I am attempting to calculate the positivity rate per person, i.e. (# of 1s per person/total number observations per person). My data set looks similar to this:
person | outcome |
---|---|
a | 1 |
a | 1 |
a | 0 |
a | 0 |
b | 1 |
b | 0 |
b | 0 |
c | 1 |
c | 1 |
I am hoping to return something that looks like this:
person | positiverate |
---|---|
a | 0.50 |
b | 0.33 |
c | 1.00 |
I feel like this should be a fairly simple code, but I have been unable to figure it out thus far.
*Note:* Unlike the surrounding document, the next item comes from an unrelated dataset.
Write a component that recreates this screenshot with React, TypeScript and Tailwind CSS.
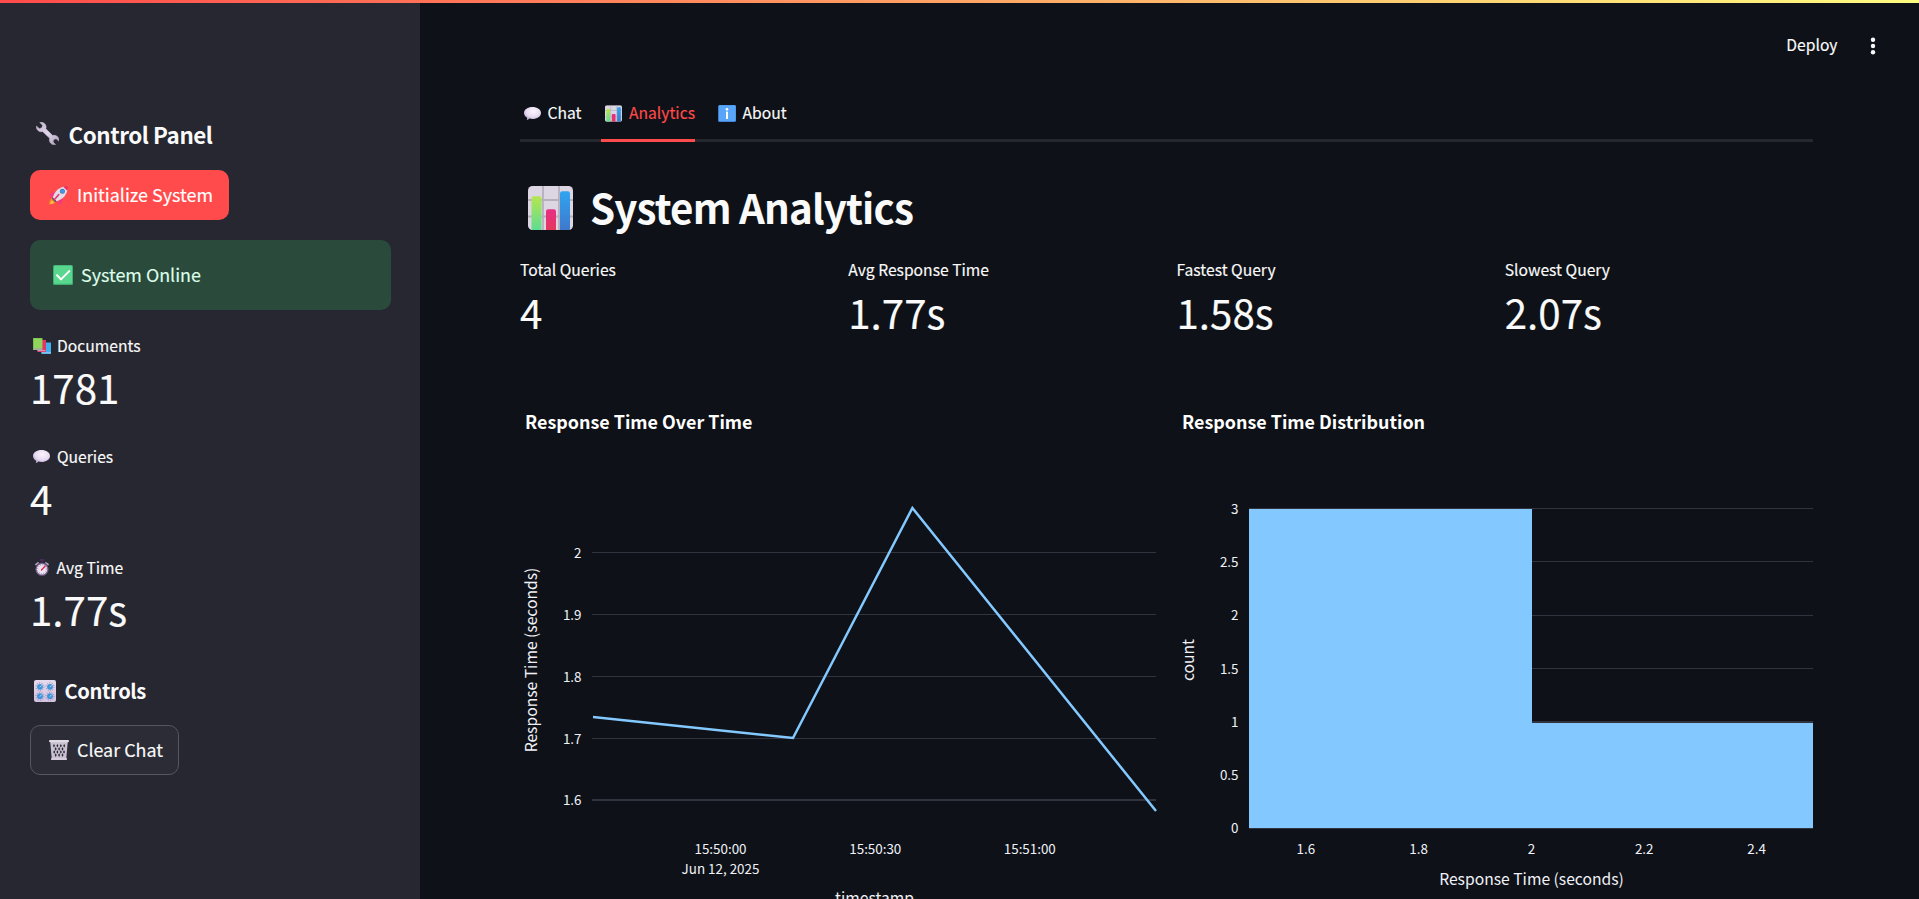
import type { ReactNode } from "react";

const FONT = "font-['Noto_Sans_CJK_SC','Noto_Sans_CJK_JP',sans-serif]";

/* ---------- icons ---------- */

type IconProps = { className: string };

function Wrench({ className }: IconProps) {
  return (
    <svg viewBox="0 0 32 32" className={className}>
      <defs>
        <linearGradient id="wr" x1="0" y1="0" x2="1" y2="1">
          <stop offset="0" stopColor="#bdb3c6" />
          <stop offset=".5" stopColor="#e2d5ee" />
          <stop offset="1" stopColor="#a79db5" />
        </linearGradient>
      </defs>
      <path
        fill="url(#wr)"
        stroke="url(#wr)"
        strokeWidth=".8"
        d="M5.200 .6C9.500-.4 13.600 2.200 14 6.500c.1 1-.1 2-.4 2.800l9.500 9.500c3.700-1.100 7.700 1 8.700 4.700.3 1 .3 2.100.1 3.100l-4-3.400-3.300 1.200-.9 3.400 3.600 3.600c-4.200 1-8.100-1.700-8.600-5.800-.1-1 0-2 .4-2.900L9.300 13.300C5.700 14.300 1.800 12.300.8 8.700c-.3-1-.4-2-.2-3l4 3.600 3.600-1.200 1-3.600z"
      />
    </svg>
  );
}

function Rocket({ className }: IconProps) {
  return (
    <svg viewBox="0 0 20 20" className={className}>
      <path d="M5 10 1 12.500 1.500 9 6 6.500z" fill="#f0388a" />
      <path d="M10.500 15 9 19.500 12.500 18.500 14 13.500z" fill="#f0388a" />
      <path d="M4 13c-3 .5-4 3-3.800 6.500C4 19.500 6.500 18.500 7 16z" fill="#f28a2a" />
      <path d="M2.800 15.500c-1 .8-1.500 2-1.300 3.300 1.500.2 2.700-.4 3.300-1.500z" fill="#ffc04d" />
      <path d="M3.800 12.800C5.500 6 10 1.500 19.300.7 18.600 9.500 14 14.500 7.200 16.200z" fill="#e4dbea" />
      <path d="M14 1.600c1.600-.5 3.400-.8 5.300-.9-.1 1.900-.4 3.600-.9 5.200z" fill="#f0305f" />
      <path d="M3.500 12.200 7.800 16.500 6.200 17 3 13.800z" fill="#5a4772" />
      <path d="M9.800 9.500 5.500 14.500" stroke="#e8366f" strokeWidth="1.600" strokeLinecap="round" />
      <circle cx="13.400" cy="6.300" r="2.500" fill="#5b6f9a" />
      <circle cx="13.400" cy="6.300" r="1.800" fill="#3d9cf2" />
    </svg>
  );
}

function Check({ className }: IconProps) {
  return (
    <svg viewBox="0 0 20 20" className={className}>
      <rect width="20" height="20" rx="1.500" fill="#3fae74" />
      <rect x="1" y=".8" width="18" height="18" rx="1" fill="#5ad78f" />
      <path d="m4 10.200 4 4.200 8.300-8.300" fill="none" stroke="#fff" strokeWidth="2" strokeLinecap="round" strokeLinejoin="round" />
    </svg>
  );
}

function Books({ className }: IconProps) {
  return (
    <svg viewBox="0 0 18 16" className={className}>
      <rect x="8.500" y="4.500" width="9.500" height="11.500" fill="#3fb0ee" />
      <rect x="8.500" y="14.300" width="9.500" height="1" fill="#a9c6e8" />
      <rect x="4.500" y="2" width="8.500" height="12" fill="#e83367" />
      <rect x="4.500" y="12" width="8" height="1.200" fill="#c59bb8" />
      <rect width="9.300" height="12" fill="#76b947" />
      <rect x=".8" y=".5" width="8.500" height="9.800" fill="#8fd75c" />
      <rect x=".5" y="10.500" width="8.800" height="1.200" fill="#b8a9c4" />
    </svg>
  );
}

function Bubble({ className }: IconProps) {
  return (
    <svg viewBox="0 0 17 13" className={className}>
      <defs>
        <radialGradient id="bu" cx=".55" cy=".35" r=".65">
          <stop offset="0" stopColor="#faf4fc" />
          <stop offset=".65" stopColor="#e6daf0" />
          <stop offset="1" stopColor="#b9a5cf" />
        </radialGradient>
      </defs>
      <path
        fill="url(#bu)"
        d="M8.500 0C13.200 0 17 2.500 17 6s-3.800 6-8.500 6c-1.200 0-2.300-.1-3.300-.4-.4.700-1.300 1.400-2.400 1.300.4-.7.400-1.500.1-2.300C1.100 9.500 0 7.900 0 6c0-3.500 3.800-6 8.500-6z"
      />
    </svg>
  );
}

function Stopwatch({ className }: IconProps) {
  return (
    <svg viewBox="0 0 14 17" className={className}>
      <rect x="4.500" y="0" width="5" height="2" rx=".8" fill="#4a2a5c" />
      <rect x="6" y="1.500" width="2" height="2.500" fill="#3e2750" />
      <path d="m1 5.500 2-1.600M13 5.500l-2-1.600" stroke="#a899b8" strokeWidth="1.800" strokeLinecap="round" />
      <circle cx="7" cy="10.300" r="6.500" fill="#77628d" />
      <circle cx="7" cy="10.300" r="5.200" fill="#ece4f2" />
      <circle cx="7" cy="10.300" r="4.300" fill="none" stroke="#8b7c9a" strokeWidth=".9" strokeDasharray=".8 1.450" />
      <path d="m6.500 11 3.700-4" stroke="#e0234f" strokeWidth="1.300" strokeLinecap="round" />
    </svg>
  );
}

function Knobs({ className }: IconProps) {
  const spots = [
    [6, 6.8],
    [16, 6.8],
    [6, 16.2],
    [16, 16.2],
  ];
  return (
    <svg viewBox="0 0 22 22" className={className}>
      <defs>
        <linearGradient id="kn" x1="0" y1="0" x2="0" y2="1">
          <stop offset="0" stopColor="#e6dbee" />
          <stop offset="1" stopColor="#d2c0e2" />
        </linearGradient>
      </defs>
      <rect width="22" height="22" rx="2" fill="url(#kn)" />
      {spots.map(([x, y]) => (
        <g key={`${x}-${y}`}>
          <circle cx={x} cy={y} r="4" fill="none" stroke="#8d839b" strokeWidth="1" strokeDasharray="1 1.500" />
          <circle cx={x} cy={y} r="2.900" fill="#3d94d8" />
          <path d={`M${x} ${y}l1.300-1`} stroke="#bfe4ff" strokeWidth=".9" strokeLinecap="round" />
        </g>
      ))}
    </svg>
  );
}

function Basket({ className }: IconProps) {
  return (
    <svg viewBox="0 0 20 20" className={className}>
      <path d="M1.200 1.500h17.600L17.200 19.500H2.800z" fill="#c9c1d0" />
      <g fill="#2b2a33">
        <path d="m5 4 1 1.800-1 1.800-1-1.800zM8.400 4l1 1.800-1 1.800-1-1.800zM11.800 4l1 1.800-1 1.800-1-1.800zM15.200 4l1 1.800-1 1.800-1-1.800z" />
        <path d="m6.700 7.100 1 1.800-1 1.800-1-1.800zM10.100 7.100l1 1.800-1 1.800-1-1.800zM13.500 7.100l1 1.800-1 1.800-1-1.800z" />
        <path d="m5.200 10.200 1 1.800-1 1.800-1-1.800zM8.400 10.200l1 1.800-1 1.800-1-1.800zM11.800 10.200l1 1.800-1 1.800-1-1.800zM15 10.200l1 1.800-1 1.800-1-1.800z" />
        <path d="m6.700 13.300 1 1.800-1 1.800-1-1.800zM10.100 13.300l1 1.800-1 1.800-1-1.800zM13.500 13.300l1 1.800-1 1.800-1-1.800z" />
      </g>
      <rect x="0" y="0" width="20" height="2.200" rx="1" fill="#e0dae4" />
      <rect x="2" y="18" width="16" height="2" rx=".8" fill="#d5cdda" />
    </svg>
  );
}

function BarChart({ className }: IconProps) {
  return (
    <svg viewBox="0 0 45 44" className={className}>
      <defs>
        <linearGradient id="bg" x1="0" y1="0" x2="0" y2="1">
          <stop offset="0" stopColor="#b5e64e" />
          <stop offset="1" stopColor="#5fdc93" />
        </linearGradient>
        <linearGradient id="br" x1="0" y1="0" x2="0" y2="1">
          <stop offset="0" stopColor="#e82f86" />
          <stop offset="1" stopColor="#e4385c" />
        </linearGradient>
        <linearGradient id="bb" x1="0" y1="0" x2="0" y2="1">
          <stop offset="0" stopColor="#30a5f0" />
          <stop offset="1" stopColor="#3f78cc" />
        </linearGradient>
        <clipPath id="bc">
          <rect width="45" height="44" rx="4.500" />
        </clipPath>
      </defs>
      <g clipPath="url(#bc)">
        <rect width="45" height="44" fill="#dcd5e2" />
        <path d="M15 0v44M31 0v44M0 14h45M0 30.500h45" stroke="#b6afbd" strokeWidth="1.800" />
        <path d="M3.500 44V12.500a2.200 2.200 0 0 1 2.200-2.200h5.600a2.200 2.200 0 0 1 2.200 2.200V44z" fill="url(#bg)" />
        <path d="M18 44V25.500a2.200 2.200 0 0 1 2.200-2.200h5.600a2.200 2.200 0 0 1 2.200 2.200V44z" fill="url(#br)" />
        <path d="M32 44V7.500a2.200 2.200 0 0 1 2.200-2.200h5.600A2.200 2.200 0 0 1 42 7.500V44z" fill="url(#bb)" />
      </g>
    </svg>
  );
}

function Info({ className }: IconProps) {
  return (
    <svg viewBox="0 0 18 17" className={className}>
      <rect width="18" height="17" rx="1.500" fill="#3f78c4" />
      <rect x=".9" y=".3" width="16.800" height="15.900" rx="1" fill="#58a6fa" />
      <circle cx="9" cy="4.200" r="1.300" fill="#fff" />
      <rect x="8" y="6.500" width="2" height="7.500" rx=".6" fill="#fff" />
    </svg>
  );
}

/* ---------- sidebar ---------- */

function Metric({ icon, label, value }: { icon?: ReactNode; label: string; value: string }) {
  return (
    <div className="h-[111px]">
      <div className="flex h-7 items-start text-[15.67px] leading-[27px]">
        {icon}
        <span>{label}</span>
      </div>
      <div className="text-[40.3px] leading-[54px]">{value}</div>
    </div>
  );
}

function Sidebar() {
  return (
    <aside className="flex w-[420px] shrink-0 flex-col bg-[#262730] pt-[119px] pr-[29px] pl-[30px]">
      <h2 className="flex h-[30px] items-center text-[22.4px] leading-[30px] font-semibold tracking-[-0.45px] [-webkit-text-stroke:0]">
        <Wrench className="mr-[10px] mb-px ml-[5.500px] h-[23px] w-[23px]" />
        Control Panel
      </h2>
      <button className="mt-[21px] flex h-[50px] w-[199px] items-center rounded-[10px] bg-[#ff4b4b] pb-[2px] pl-[19px] text-[17.9px] text-white">
        <Rocket className="mt-[2px] mr-[8px] h-5 w-5" />
        Initialize System
      </button>
      <div className="mt-5 flex h-[70px] items-center rounded-[10px] bg-[#2a4b3c] pb-px pl-[23px] text-[17.9px] text-[#dffde9]">
        <Check className="mr-[8px] h-5 w-5" />
        System Online
      </div>
      <div className="mt-[22px]">
        <Metric icon={<Books className="mt-[6px] mr-[6px] ml-[3px] h-4 w-[18px]" />} label="Documents" value="1781" />
        <Metric icon={<Bubble className="mt-[7px] mr-[7px] ml-[3px] h-[13px] w-[17px]" />} label="Queries" value="4" />
        <Metric icon={<Stopwatch className="mt-[5px] mr-[8px] ml-[4.500px] h-[17px] w-[14px]" />} label="Avg Time" value="1.77s" />
      </div>
      <h3 className="mt-[12px] flex h-7 items-center text-[20.15px] leading-7 font-semibold tracking-[-0.42px] [-webkit-text-stroke:0]">
        <Knobs className="mr-[8.500px] mb-px ml-1 h-[22px] w-[22px]" />
        Controls
      </h3>
      <button className="mt-[20px] flex h-[50px] w-[149px] items-center rounded-[10px] border border-[#55565f] bg-[#2b2c36] pb-[2px] pl-[18px] text-[17.9px]">
        <Basket className="mt-[2px] mr-[8px] h-5 w-5" />
        Clear Chat
      </button>
    </aside>
  );
}

/* ---------- charts ---------- */

const TICK = "fill-[#f0f2f7] text-[13.4px]";
const AXIS = "fill-[#f0f2f7] text-[15.67px]";

function LineChart() {
  const yTicks = [
    { label: "2", y: 552.5, h: 1 },
    { label: "1.9", y: 614.5, h: 1 },
    { label: "1.8", y: 676.5, h: 1 },
    { label: "1.7", y: 738.5, h: 1 },
    { label: "1.6", y: 800, h: 2 },
  ];
  const xTicks = [
    { label: "15:50:00", x: 720.5 },
    { label: "15:50:30", x: 875.3 },
    { label: "15:51:00", x: 1029.8 },
  ];
  return (
    <svg viewBox="520 400 637 499" className="block h-[499px] w-[637px]">
      <text x="525" y="429" className="fill-white text-[17.9px] font-bold">
        Response Time Over Time
      </text>
      {yTicks.map((t) => (
        <g key={t.label}>
          <line x1="592" x2="1156" y1={t.y} y2={t.y} stroke="#31333f" strokeWidth={t.h} />
          <text x="581.500" y={t.y + 5.5 - t.h / 2 + 0.3} textAnchor="end" className={TICK}>
            {t.label}
          </text>
        </g>
      ))}
      <polyline points="593,717 793,738 912.4,508 1156,811" fill="none" stroke="#83c9ff" strokeWidth="2.500" />
      {xTicks.map((t) => (
        <text key={t.label} x={t.x} y="854" textAnchor="middle" className={TICK}>
          {t.label}
        </text>
      ))}
      <text x="720.5" y="874" textAnchor="middle" className={TICK}>
        Jun 12, 2025
      </text>
      <text x="874.500" y="904" textAnchor="middle" className={AXIS}>
        timestamp
      </text>
      <text transform="translate(537.300 660) rotate(-90)" textAnchor="middle" className={AXIS}>
        Response Time (seconds)
      </text>
    </svg>
  );
}

function Histogram() {
  const yTicks = [
    { label: "3", y: 508.5, h: 1, base: 514 },
    { label: "2.5", y: 561.5, h: 1, base: 567 },
    { label: "2", y: 615.5, h: 1, base: 620 },
    { label: "1.5", y: 668.5, h: 1, base: 674 },
    { label: "1", y: 722, h: 2, base: 727 },
    { label: "0.5", y: 775.5, h: 1, base: 780 },
    { label: "0", y: 828.5, h: 1, base: 833 },
  ];
  const xTicks = [
    { label: "1.6", x: 1305.9 },
    { label: "1.8", x: 1418.6 },
    { label: "2", x: 1531.4 },
    { label: "2.2", x: 1644.2 },
    { label: "2.4", x: 1756.6 },
  ];
  return (
    <svg viewBox="1176 400 637 499" className="block h-[499px] w-[637px]">
      <text x="1182" y="429" className="fill-white text-[17.9px] font-bold">
        Response Time Distribution
      </text>
      {yTicks.map((t) => (
        <g key={t.label}>
          <line x1="1249" x2="1813" y1={t.y} y2={t.y} stroke="#31333f" strokeWidth={t.h} />
          <text x="1238.500" y={t.base} textAnchor="end" className={TICK}>
            {t.label}
          </text>
        </g>
      ))}
      <path d="M1249 509h283v214h281v105h-564z" fill="#83c9ff" />
      {xTicks.map((t) => (
        <text key={t.label} x={t.x} y="854" textAnchor="middle" className={TICK}>
          {t.label}
        </text>
      ))}
      <text x="1531.500" y="885" textAnchor="middle" className={AXIS}>
        Response Time (seconds)
      </text>
      <text transform="translate(1194 660) rotate(-90)" textAnchor="middle" className={AXIS}>
        count
      </text>
    </svg>
  );
}

/* ---------- main ---------- */

function Tabs() {
  return (
    <nav className="flex h-[52px] items-stretch border-b-[3px] border-[#26272f] text-[15.67px]">
      <div className="flex items-center pb-[3px] pl-1">
        <Bubble className="mr-[6.500px] h-[13px] w-[17px]" />
        <span className="w-[53.500px]">Chat</span>
      </div>
      <div className="mb-[-3px] flex w-[94px] items-center border-b-[3px] border-[#ff4b4b] pb-[3px] pl-1 text-[#ff4b4b]">
        <BarChart className="mr-[7px] h-[17px] w-[17px]" />
        Analytics
      </div>
      <div className="ml-[23px] flex items-center pb-[3px]">
        <Info className="mr-[6.500px] h-[17px] w-[18px]" />
        About
      </div>
    </nav>
  );
}

export default function App() {
  const stats = [
    { label: "Total Queries", value: "4" },
    { label: "Avg Response Time", value: "1.77s" },
    { label: "Fastest Query", value: "1.58s" },
    { label: "Slowest Query", value: "2.07s" },
  ];
  return (
    <div
      className={`relative flex h-[899px] w-[1919px] overflow-hidden bg-[#0e1117] text-[#fafafa] [-webkit-text-stroke:0.15px_currentColor] ${FONT}`}
    >
      <div className="absolute inset-x-0 top-0 h-[3px] bg-[linear-gradient(90deg,#ff4b4b,#fffd80)]" />
      <Sidebar />
      <main className="flex grow flex-col">
        <header className="flex h-[90px] items-center justify-end pr-[43.500px] text-[15.67px]">
          <span className="mr-[32px]">Deploy</span>
          <svg viewBox="0 0 6 18" className="mt-px h-[18px] w-[6px]" fill="#fafafa">
            <circle cx="3" cy="2.700" r="2.200" />
            <circle cx="3" cy="9" r="2.200" />
            <circle cx="3" cy="15.300" r="2.200" />
          </svg>
        </header>
        <div className="flex w-[1393px] flex-col pl-[100px]">
          <Tabs />
          <h1 className="mt-[38px] flex h-[54px] items-center text-[40.3px] leading-[54px] font-semibold tracking-[-0.85px] [-webkit-text-stroke:0]">
            <BarChart className="mr-[17px] mb-[-2px] ml-2 h-11 w-[45px]" />
            System Analytics
          </h1>
          <div className="mt-[22px] grid h-[144px] grid-cols-4 gap-5">
            {stats.map((s) => (
              <div key={s.label}>
                <div className="h-[29px] text-[15.67px] leading-[27px]">{s.label}</div>
                <div className="text-[40.3px] leading-[54px]">{s.value}</div>
              </div>
            ))}
          </div>
          <div className="flex justify-between gap-[19px]">
            <LineChart />
            <Histogram />
          </div>
        </div>
      </main>
    </div>
  );
}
CodePudding user response:
We may use a group by mean
library(dplyr)
df1 %>%
group_by(person) %>%
summarise(positiverate = mean(outcome))
-output
# A tibble: 3 × 2
person positiverate
<chr> <dbl>
1 a 0.5
2 b 0.333
3 c 1
data
df1 <- structure(list(person = c("a", "a", "a", "a", "b", "b", "b",
"c", "c"), outcome = c(1L, 1L, 0L, 0L, 1L, 0L, 0L, 1L, 1L)),
class = "data.frame", row.names = c(NA,
-9L))
CodePudding user response:
Base R:
aggregate( . ~ person ,df, mean)
# or if you prefere to have positiverate as column name
aggregate( cbind(positiverate = outcome) ~ person ,df, mean)
data.table
for faster data manipulation:
library(data.table)
setDT(df)[,'.'(positiverate = mean(outcome)), by = person]
CodePudding user response:
Try tapply():
tapply(X = df$outcome, INDEX = df$person, FUN=mean)